I did not include printouts of our voluminous Facebook messenger chats, for three reasons. 1. Our relationship isn't exclusively long distance we spend 2-3 months every year together, 2. the word for word transcripts are none of their business, and 3. I don't think they really want to read that stuff. They probably spend 2-3 minutes reading everything and mostly making their minds up before the interview. I don’t think dropping a binder of 500 pages of Facebook chats they will never read is the best use of those 2-3 minutes. But judging from the reaction of the Window 7 lady to our minimalist submission, binders of chat logs may be the norm.
We sat down and waited about 30 minutes. Note that the waiting room is also the interview room. The interviews take place with the consular officers sitting behind a presumably bulletproof glass partition and asking questions into a microphone while the interviewee stands on the other side of the glass. There are cubicle like partitions so that the people waiting can’t see the interviews, but you can definitely eavesdrop on others while you are waiting.
She was called up to window 5 or 6. I thought this would just be for fingerprinting but it was for fingerprint and interview. The American consular officer lady was friendly, much more so than the Cambodian document collection lady. She waved me up and let me stand next to my fiancee the whole time.

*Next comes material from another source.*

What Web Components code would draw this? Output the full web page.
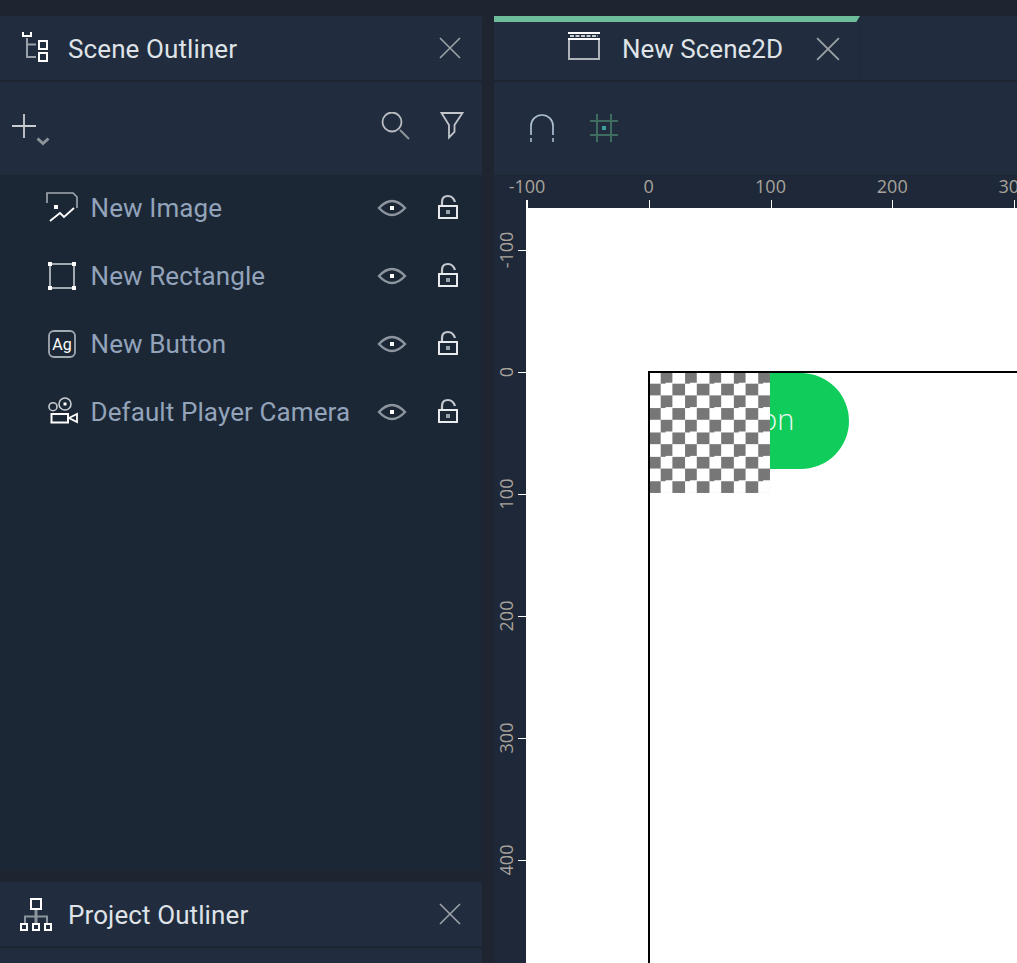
<!DOCTYPE html>
<html>
<head>
<meta charset="utf-8">
<title>Scene editor</title>
<style>
  html, body { margin: 0; height: 100%; background: #1e2531; overflow: hidden; }
</style>
</head>
<body>
<editor-shell>
  <div slot="left">
    <panel-header label="Scene Outliner" icon="tree"></panel-header>
    <outliner-tools></outliner-tools>
    <outliner-list>
      <outliner-row label="New Image" icon="image"></outliner-row>
      <outliner-row label="New Rectangle" icon="rect"></outliner-row>
      <outliner-row label="New Button" icon="button"></outliner-row>
      <outliner-row label="Default Player Camera" icon="camera"></outliner-row>
    </outliner-list>
    <panel-header label="Project Outliner" icon="project"></panel-header>
  </div>
  <div slot="right">
    <scene-tabs label="New Scene2D"></scene-tabs>
    <scene-tools></scene-tools>
    <scene-viewport></scene-viewport>
  </div>
</editor-shell>

<script>
const ICONS = {
  tree: `<svg width="32" height="32" viewBox="0 0 32 32" fill="none">
    <path d="M3 0V4H11V0" stroke="#fff" stroke-width="2"/>
    <path d="M7 6V26M7 12.500H16M7 25H16" stroke="#9aa1aa" stroke-width="2"/>
    <rect x="19" y="9" width="8" height="8" stroke="#fff" stroke-width="2"/>
    <rect x="19" y="21" width="8" height="8" stroke="#fff" stroke-width="2"/>
  </svg>`,
  project: `<svg width="32" height="34" viewBox="0 0 32 34" fill="none">
    <path d="M16 13V26" stroke="#8c949d" stroke-width="3"/>
    <path d="M5 26V19.500H27V26" stroke="#8c949d" stroke-width="2"/>
    <rect x="11" y="2" width="10" height="10" stroke="#fff" stroke-width="2"/>
    <rect x="1" y="27" width="6" height="6" stroke="#fff" stroke-width="2"/>
    <rect x="13" y="27" width="6" height="6" stroke="#fff" stroke-width="2"/>
    <rect x="25" y="27" width="6" height="6" stroke="#fff" stroke-width="2"/>
  </svg>`,
  close: `<svg width="22" height="22" viewBox="0 0 22 22" fill="none">
    <path d="M1 1L21 21M21 1L1 21" stroke="#9da2a8" stroke-width="1.6"/>
  </svg>`,
  image: `<svg width="32" height="32" viewBox="0 0 32 32" fill="none">
    <path d="M1 11V1H27L31 5V16" stroke="#a3a9b1" stroke-width="1.6"/>
    <path d="M4 29L14 21L18 25L28 16" stroke="#fff" stroke-width="1.8"/>
    <rect x="8" y="13" width="4" height="4" fill="#fff"/>
  </svg>`,
  rect: `<svg width="28" height="28" viewBox="0 0 28 28" fill="none">
    <rect x="2" y="2" width="24" height="24" stroke="#a3a9b1" stroke-width="2"/>
    <path d="M0 0h4v4H0zM24 0h4v4h-4zM0 24h4v4H0zM24 24h4v4h-4z" fill="#fff"/>
  </svg>`,
  button: `<svg width="28" height="28" viewBox="0 0 28 28" fill="none">
    <rect x="1" y="1" width="26" height="26" rx="5" stroke="#a3a9b1" stroke-width="1.8"/>
    <text x="14" y="19.500" text-anchor="middle" font-family="Roboto, sans-serif" font-size="16" fill="#fff">Ag</text>
  </svg>`,
  camera: `<svg width="32" height="30" viewBox="0 0 32 30" fill="none">
    <circle cx="7" cy="9.700" r="4" stroke="#c9cdd2" stroke-width="1.6"/>
    <circle cx="19" cy="7" r="6" stroke="#c9cdd2" stroke-width="1.6"/>
    <rect x="17.500" y="5.500" width="3" height="3" fill="#fff"/>
    <rect x="5.500" y="17" width="16.500" height="8.500" stroke="#fff" stroke-width="2"/>
    <path d="M23 21L31 17V25Z" stroke="#fff" stroke-width="1.8"/>
  </svg>`,
  eye: `<svg width="30" height="18" viewBox="0 0 30 18" fill="none">
    <path d="M2 9Q15 -5 28 9Q15 23 2 9Z" stroke="#8d969f" stroke-width="2.400"/>
    <rect x="13" y="7" width="4" height="4" fill="#fff"/>
  </svg>`,
  lock: `<svg width="24" height="28" viewBox="0 0 24 28" fill="none">
    <path d="M6 11V8Q6 2 12 2Q17 2 19 8" stroke="#c4c8cd" stroke-width="2.200"/>
    <rect x="3" y="12" width="18" height="12" stroke="#e8eaed" stroke-width="2"/>
    <rect x="10" y="16" width="4" height="4" fill="#9ba1a8"/>
  </svg>`,
  plus: `<svg width="38" height="34" viewBox="0 0 38 34" fill="none">
    <path d="M12 0V24M0 12H24" stroke="#c9ccd0" stroke-width="1.8"/>
    <path d="M25.500 24.500L31 29.500L36.500 24.500" stroke="#8d939a" stroke-width="3"/>
  </svg>`,
  search: `<svg width="30" height="30" viewBox="0 0 30 30" fill="none">
    <circle cx="11" cy="10" r="9.500" stroke="#b9bdc2" stroke-width="1.8"/>
    <path d="M19 18L28 27" stroke="#8d939a" stroke-width="2"/>
  </svg>`,
  filter: `<svg width="24" height="28" viewBox="0 0 24 28" fill="none">
    <path d="M1.500 1H22.500L14.500 13V20L9 25.500V13Z" stroke="#c2c6cb" stroke-width="1.8"/>
  </svg>`,
  clapper: `<svg width="32" height="28" viewBox="0 0 32 28" fill="none">
    <path d="M1 7V27H31V7" stroke="#aeb3ba" stroke-width="2"/>
    <path d="M0 1H32M0 7H32" stroke="#fff" stroke-width="2"/>
    <path d="M2 4H30" stroke="#c7cbd0" stroke-width="2" stroke-dasharray="4 1.500"/>
  </svg>`,
  magnet: `<svg width="24" height="28" viewBox="0 0 24 28" fill="none">
    <path d="M1 21V12A11 11 0 0 1 23 12V21" stroke="#aebfd3" stroke-width="1.700"/>
    <path d="M1 24V28M23 24V28" stroke="#9fb0c4" stroke-width="1.700"/>
  </svg>`,
  grid: `<svg width="28" height="28" viewBox="0 0 28 28" fill="none">
    <path d="M7 0V28M21 0V28M0 7H28M0 21H28" stroke="#3f6c60" stroke-width="2"/>
    <rect x="12" y="12" width="4" height="4" fill="#3ba0a0"/>
  </svg>`
};

// small helper so every element below only has to give its markup
class ShadowElement extends HTMLElement {
  connectedCallback() {
    if (this.shadowRoot) {
      return;
    }
    const shadow = this.attachShadow({ mode: 'open' });
    shadow.innerHTML = this.render();
  }
}

class EditorShell extends ShadowElement {
  render() {
    return `
      <style>
        :host {
          display: grid;
          grid-template-columns: 482px 1fr;
          column-gap: 12px;
          height: 963px;
          padding-top: 16px;
          box-sizing: border-box;
          overflow: hidden;
          font-family: Roboto, sans-serif;
        }
        ::slotted(div) {
          display: flex;
          flex-direction: column;
          min-width: 0;
          height: 947px;
          overflow: hidden;
        }
      </style>
      <slot name="left"></slot>
      <slot name="right"></slot>
    `;
  }
}

class PanelHeader extends ShadowElement {
  render() {
    const icon = this.getAttribute('icon');
    return `
      <style>
        :host {
          display: block;
          flex: none;
        }
        .bar {
          display: flex;
          align-items: center;
          height: 64px;
          padding: 0 21px 0 20px;
          background: #212d3e;
          border-radius: 0 3px 0 0;
          color: #dfe3e8;
          font-size: 26px;
          letter-spacing: 0.1px;
        }
        .icon {
          display: flex;
          width: 32px;
          margin-right: 16px;
        }
        .label {
          flex: 1;
          padding-top: 1px;
        }
        .close {
          display: flex;
        }
        .next {
          height: 15px;
          margin-top: 2px;
          background: #212d3e;
          border-radius: 0 3px 0 0;
        }
      </style>
      <div class="bar">
        <span class="icon">${ICONS[icon]}</span>
        <span class="label">${this.getAttribute('label')}</span>
        <span class="close">${ICONS.close}</span>
      </div>
      ${icon === 'project' ? '<div class="next"></div>' : ''}
    `;
  }
}

class OutlinerTools extends ShadowElement {
  render() {
    return `
      <style>
        :host {
          display: flex;
          flex: none;
          align-items: center;
          height: 93px;
          margin-top: 2px;
          padding: 0 18px 0 12px;
          background: #212d3e;
          border-radius: 0 3px 0 0;
        }
        .plus {
          display: flex;
          margin-top: 5px;
          margin-right: auto;
        }
        .search {
          display: flex;
          margin-right: 29px;
          margin-bottom: 3px;
        }
        .filter {
          display: flex;
          margin-bottom: 5px;
        }
      </style>
      <span class="plus">${ICONS.plus}</span>
      <span class="search">${ICONS.search}</span>
      <span class="filter">${ICONS.filter}</span>
    `;
  }
}

class OutlinerList extends ShadowElement {
  render() {
    return `
      <style>
        :host {
          display: flex;
          flex: none;
          flex-direction: column;
          gap: 4px;
          height: 694px;
          margin-top: 1px;
          margin-bottom: 12px;
          background: #1c2736;
        }
      </style>
      <slot></slot>
    `;
  }
}

class OutlinerRow extends ShadowElement {
  render() {
    return `
      <style>
        :host {
          display: flex;
          align-items: center;
          height: 64px;
          padding-left: 46px;
          padding-right: 22px;
          color: #92a3ba;
          font-size: 26px;
          letter-spacing: 0.1px;
        }
        .icon {
          display: flex;
          justify-content: center;
          width: 32px;
          margin-right: 12.500px;
        }
        .label {
          flex: 1;
          white-space: nowrap;
        }
        .eye {
          display: flex;
          margin-right: 29px;
        }
        .lock {
          display: flex;
        }
      </style>
      <span class="icon">${ICONS[this.getAttribute('icon')]}</span>
      <span class="label">${this.getAttribute('label')}</span>
      <span class="eye">${ICONS.eye}</span>
      <span class="lock">${ICONS.lock}</span>
    `;
  }
}

class SceneTabs extends ShadowElement {
  render() {
    return `
      <style>
        :host {
          display: block;
          flex: none;
          height: 64px;
          background: #212d3e;
        }
        .tab {
          position: relative;
          display: flex;
          align-items: center;
          box-sizing: border-box;
          width: 366px;
          height: 64px;
          padding-left: 74px;
          padding-top: 2px;
          border-right: 1px solid #1e2837;
          color: #dfe3e8;
          font-size: 26px;
        }
        .tab::before {
          content: "";
          position: absolute;
          left: 0;
          top: 0;
          width: 366px;
          height: 6px;
          background: #6dbd9c;
          clip-path: polygon(0 0, 100% 0, 99% 100%, 0 100%);
        }
        .icon {
          display: flex;
          margin-right: 22px;
          margin-bottom: 6px;
        }
        .close {
          display: flex;
          margin-left: 33px;
        }
        .close svg {
          width: 24px;
          height: 24px;
        }
      </style>
      <div class="tab">
        <span class="icon">${ICONS.clapper}</span>
        <span>${this.getAttribute('label')}</span>
        <span class="close">${ICONS.close}</span>
      </div>
    `;
  }
}

class SceneTools extends ShadowElement {
  render() {
    return `
      <style>
        :host {
          display: flex;
          flex: none;
          align-items: center;
          gap: 36px;
          box-sizing: border-box;
          height: 93px;
          margin-top: 2px;
          padding-left: 36px;
          padding-bottom: 1px;
          background: #212d3e;
        }
        span {
          display: flex;
        }
      </style>
      <span>${ICONS.magnet}</span>
      <span>${ICONS.grid}</span>
    `;
  }
}

class SceneRuler extends ShadowElement {
  render() {
    const vertical = this.hasAttribute('vertical');
    const step = vertical ? 122 : 121.750;
    const first = vertical ? 42 : 33;
    const count = vertical ? 6 : 5;
    const marks = [];
    for (let i = 0; i < count; i++) {
      const at = first + i * step;
      const value = (i - 1) * 100;
      if (vertical) {
        marks.push(`<rect x="24" y="${Math.round(at)}" width="8" height="1" fill="#fff"/>`);
        marks.push(`<text transform="translate(19 ${at}) rotate(-90)" text-anchor="middle">${value}</text>`);
      } else {
        marks.push(`<rect x="${Math.round(at) - (i === 0 ? 1 : 0)}" y="24" width="${i === 0 ? 2 : 1}" height="8" fill="#fff"/>`);
        marks.push(`<text x="${at}" y="17" text-anchor="middle">${value}</text>`);
      }
    }
    const size = vertical ? 'width="32" height="755"' : 'width="523" height="32"';
    return `
      <style>
        :host {
          display: block;
          background: #1e2838;
        }
        svg {
          display: block;
          overflow: visible;
        }
        text {
          font-family: "Open Sans", sans-serif;
          font-size: 18px;
          fill: #a8a39c;
        }
      </style>
      <svg ${size}>${marks.join('')}</svg>
    `;
  }
}

class SceneViewport extends ShadowElement {
  render() {
    return `
      <style>
        :host {
          display: grid;
          flex: 1;
          grid-template-columns: 32px 1fr;
          grid-template-rows: 32px 1fr;
          margin-top: 1px;
          min-height: 0;
          background: #1e2838;
        }
        .top {
          grid-column: 1 / 3;
        }
        .canvas {
          position: relative;
          overflow: hidden;
          background: #fff;
        }
        .scene {
          position: absolute;
          left: 122px;
          top: 163px;
          right: -10px;
          bottom: -10px;
          border-left: 2px solid #000;
          border-top: 2px solid #000;
        }
        .button {
          position: absolute;
          left: 0;
          top: 0;
          display: flex;
          align-items: center;
          justify-content: center;
          width: 199px;
          height: 96px;
          padding-left: 1px;
          padding-bottom: 6px;
          box-sizing: border-box;
          border-radius: 0 48px 48px 0;
          background: #10cd5b;
          color: #eef9f2;
          font-family: "Open Sans", sans-serif;
          font-size: 29px;
          font-weight: 300;
        }
        .image {
          position: absolute;
          left: 0;
          top: 0;
          width: 120px;
          height: 120px;
          background: conic-gradient(#777 25%, #fff 0 50%, #777 0 75%, #fff 0) -2px -2px / 24.400px 24.400px;
        }
      </style>
      <scene-ruler class="top"></scene-ruler>
      <scene-ruler vertical></scene-ruler>
      <div class="canvas">
        <div class="scene">
          <div class="button">Button</div>
          <div class="image"></div>
        </div>
      </div>
    `;
  }
}

customElements.define('editor-shell', EditorShell);
customElements.define('panel-header', PanelHeader);
customElements.define('outliner-tools', OutlinerTools);
customElements.define('outliner-list', OutlinerList);
customElements.define('outliner-row', OutlinerRow);
customElements.define('scene-tabs', SceneTabs);
customElements.define('scene-tools', SceneTools);
customElements.define('scene-ruler', SceneRuler);
customElements.define('scene-viewport', SceneViewport);
</script>
</body>
</html>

She started by handing my fiancee back her original birth certificate and handing back the 80-100 page packet of evidence we had submitted. I thought that was unusual but not a bad sign, it suggested that the officer wasn’t going to cross-examine her about any of the evidence we submitted.
My fiancee was place under oath and asked:
What are your plans in USA? “Get married.”
What kind/ type of wedding do you plan to have? “Romantic”
Yes, but what kind? “Get married.” (her English is better than this but she just misunderstood the question)
Have you applied for a fiancee visa before? “No.”
Did you apply in Bangkok before? “No” (Cambodians used to have to apply for US visas in Bangkok)
What are your parents names?
Are you parents living? “No.”
Did they remarry? Do you have stepparents? “No”
I was placed under oath too and asked what I did for a living
She asked both us “Did you guys have a traditional engagement ceremony?”
I said “Yes, the photos are at the end of the evidence packet.”
She replied “Oh, I probably didn’t get that far because I had already decided to grant the visa.”
I gleaned three things from that exchange. 1. The consular officers in Cambodia are interested in whether you had an engagement ceremony and it probably helps to have one, 2. It’s a not a requirement to have the engagement ceremony because she decided to grant the visa before reading that far in the packet, and 3. it seems her mind was made up before the interview actually started, just based on knowing that we met in person over four years ago and I’ve spent 400+ days in Cambodia since then
I showed her the engagement party photos and she asked my fiancee:
Who stood in for your parents at the engagement ceremony?
“My aunt and uncle.”
Who stood in for his parents?
That was it. She gave her the blue slip and told her to come back the next Friday (8 days later) at 11 a.m. to collect the visa.
My fiancee was surprised that our interview was so short because she heard other people being grilled and heard one or two applicants denied.
Other questions we heard being asked of other applicants were:
What does your fiancé do for work
How did you meet ?
Why did you move to Phnom Penh?
What’s your father’s job?
What do (or your fiancee) do in your free time?